Liberty Food Giant opened that year at its present location on North Kingshighway, where it's now known as Food Giant. Other grocery stores to open or expand that year were Kroger and National. They joined IGA and the A&P.
Restaurant chains that were popular then, but are now memories, opened in 1968: Lum's and Shakey's Pizza. McDonald's opened that year too; it is the only of those remaining.
In July, G.D. Fronabarger, business editor for the Southeast Missourian, quoted restaurant owner Richard Barnhouse as saying about restaurant offerings in Cape Girardeau, "If you can't get it on Broadway, you can't get it."
Also in July, Fronabarger noted the beginning of an upward swing in the construction of apartment buildings. In 1968, a financial office whose owner still used his middle initial opened: Edward D. Jones.
James E. Brown, president of Mercantile Trust Co. locally, announced that about 350 banks joined together to create Bankmark, a new credit card system.
Monthly airplane auctions were held at the municipal airport. In November, 15 airplanes were sold. New businesses opening included a forerunner to Krispy Kreme, the Tastee Donut Shops, based in New Orleans, and Rodells, For the Man, a men's clothing store. Construction was scheduled to begin on a new Ramada Inn at Gordonville Road and I-55, a Drury representative announced.
As 1968 came to an end, Fronabarger reported that 52 new businesses, mostly retail, had opened in town. There had been nine major expansions and 10 relocations. The year brought seven new industries: Charmin Paper Products, Florsheim Shoe Co., Bennett Corrugated Box Co., Leatherwood Manufacturing Co., Norton Manufacturing Co, Beaver Boat Co. and Bumpa-Tel, Inc. Expansions included Superior Electric Products Co., Central Packing Co., and Mid-South Steel Products.

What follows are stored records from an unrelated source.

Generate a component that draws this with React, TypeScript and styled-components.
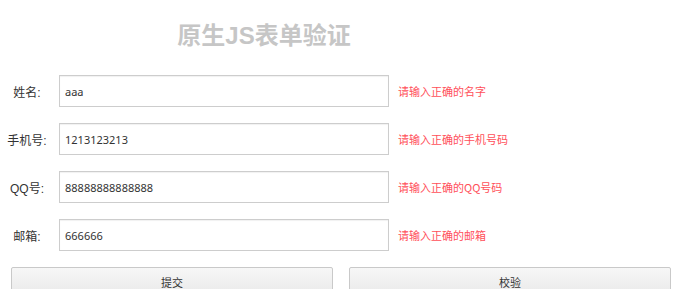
import * as React from "react";
import styled, { createGlobalStyle } from "styled-components";

const Global = createGlobalStyle`
  html, body {
    margin: 0;
    padding: 0;
    background: #fff;
  }
  body {
    font-family: "Noto Sans", "Noto Sans CJK SC", sans-serif;
    color: #333;
  }
`;

const Page = styled.main`
  width: 674px;
  height: 289px;
  overflow: hidden;
  display: flex;
  flex-direction: column;
`;

const Title = styled.h1`
  width: 528px;
  margin: 21px 0 0;
  text-align: center;
  font-family: "Liberation Sans", "Noto Sans CJK SC", sans-serif;
  font-size: 24px;
  line-height: 30px;
  font-weight: bold;
  color: #c6c6c6;
`;

const Form = styled.form`
  display: flex;
  flex-direction: column;
  gap: 16px;
  margin-top: 24px;
`;

const Row = styled.div`
  display: flex;
  align-items: center;
  height: 32px;
`;

const Label = styled.label`
  width: 54px;
  text-align: center;
  font-family: "Liberation Sans", "Noto Sans CJK SC", sans-serif;
  font-size: 12px;
  color: #333;
`;

const Field = styled.input`
  box-sizing: border-box;
  width: 330px;
  height: 32px;
  margin-left: 5px;
  padding: 0 5px;
  border: 1px solid #cdcdcd;
  box-shadow: inset 0 1px 1px rgba(0, 0, 0, 0.06);
  font-family: "Noto Sans", "Noto Sans CJK SC", sans-serif;
  font-size: 11px;
  color: #333;
  outline: none;
`;

const Error = styled.span`
  margin-left: 9px;
  font-family: "Noto Sans CJK SC", sans-serif;
  font-size: 11px;
  color: #ff4f5a;
`;

const Buttons = styled.div`
  display: flex;
  gap: 16px;
  padding: 0 3px 0 11px;
`;

const Button = styled.button`
  flex: 1 1 0;
  height: 30px;
  border: 1px solid #c9c9c9;
  border-radius: 2px;
  background: linear-gradient(#f7f7f7, #e9e9e9);
  font-family: "Noto Sans CJK SC", sans-serif;
  font-size: 11px;
  color: #333;
`;

const fields = [
  { label: "姓名:", value: "aaa", error: "请输入正确的名字" },
  { label: "手机号:", value: "1213123213", error: "请输入正确的手机号码" },
  { label: "QQ号:", value: "88888888888888", error: "请输入正确的QQ号码" },
  { label: "邮箱:", value: "666666", error: "请输入正确的邮箱" },
];

export default function App() {
  return (
    <Page>
      <Global />
      <Title>原生JS表单验证</Title>
      <Form onSubmit={e => e.preventDefault()}>
        {fields.map(f => (
          <Row key={f.label}>
            <Label>{f.label}</Label>
            <Field defaultValue={f.value} />
            <Error>{f.error}</Error>
          </Row>
        ))}
        <Buttons>
          <Button type="submit">提交</Button>
          <Button type="button">校验</Button>
        </Buttons>
      </Form>
    </Page>
  );
}
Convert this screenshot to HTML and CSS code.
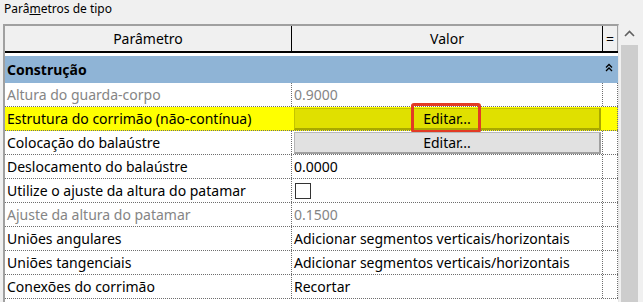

There were no megastores that covered acres, and shopping was consolidated mostly in outdoor shopping centers, not indoor climate-controlled malls. Day care centers were usually a grandparent or a willing neighbor. Drive-through windows in fast-food restaurants have replaced car hops or walk-up windows.
When today's 40 Under 40 honorees relax after work with a workout at a fitness center, while they hydrate themselves with bottled water, maybe they can marvel at the fact that 40 years ago, no one hydrated; they drank water from public fountains. Sometimes the water was cooled. Workout fashions were mostly sweat suits or shorts and T- shirts. Athletic shoes were not specialized beyond tennis and running. There were no protein bars or energy drinks for a quick pick-me-up after a workout. Nor were franchises built around the sale and promotion of any of those services and products.
It makes one wonder what -- and who -- the next 40 years will bring.